The financial industry was quick to express its approval of the committee vote and argued the bill be considered as part of the broader effort to ease bank rules.
“As Congress considers revisions to financial regulation, this bill will provide greater certainty to market participants to the benefit of investors, capital formation and economic growth,” said Kenneth Bentsen, Jr., president and CEO of the Securities Industry and Financial Markets Association, in a statement.
The attempt to alter the rule through Congress comes as regulators have already embarked on the task of rewriting the rule themselves, under a process that requires all five regulators to agree on changes.
The Volcker rule, finalized in 2013, following the Dodd Frank financial reform legislation passed in the wake of the 2008 financial crisis, restricts U.S. banks from making certain kinds of speculative transactions on their own account and from investing in hedge funds.
Bank executives have complained that the current rule is confusing and difficult to follow, chilling trading activity that otherwise would be permitted.
Beyond giving the Fed sole authority to rewrite the rule, the legislation also would require the primary regulator for a particular financial firm to serve as the sole supervisor for Volcker rule compliance. Currently, all five regulators share supervision and enforcement authority, an arrangement banks have called unworkable.
The bill must be passed by the full House, the Senate, and signed by President Donald Trump before it becomes law. The bill also would exempt banks with less than $10 billion in assets from the Volcker Rule altogether.

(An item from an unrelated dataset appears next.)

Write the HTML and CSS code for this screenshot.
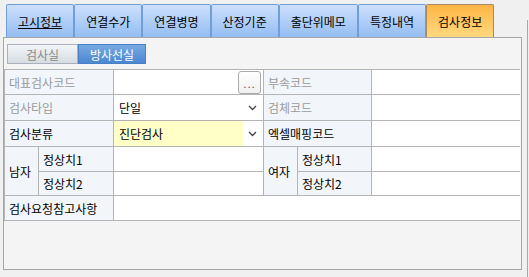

Streamlining Volcker rule compliance has been a top priority for large banks which have pushed for it to be included in the Senate bill easing bank rules, which is pending in the House.
However, Representative Jeb Hensarling, who heads up banking policy in the House, has insisted the Senate bill needs further changes, and is pushing for dozens of House bills that have received bipartisan support to be added to the measure.
The Volcker bill also appears to fit that requirement.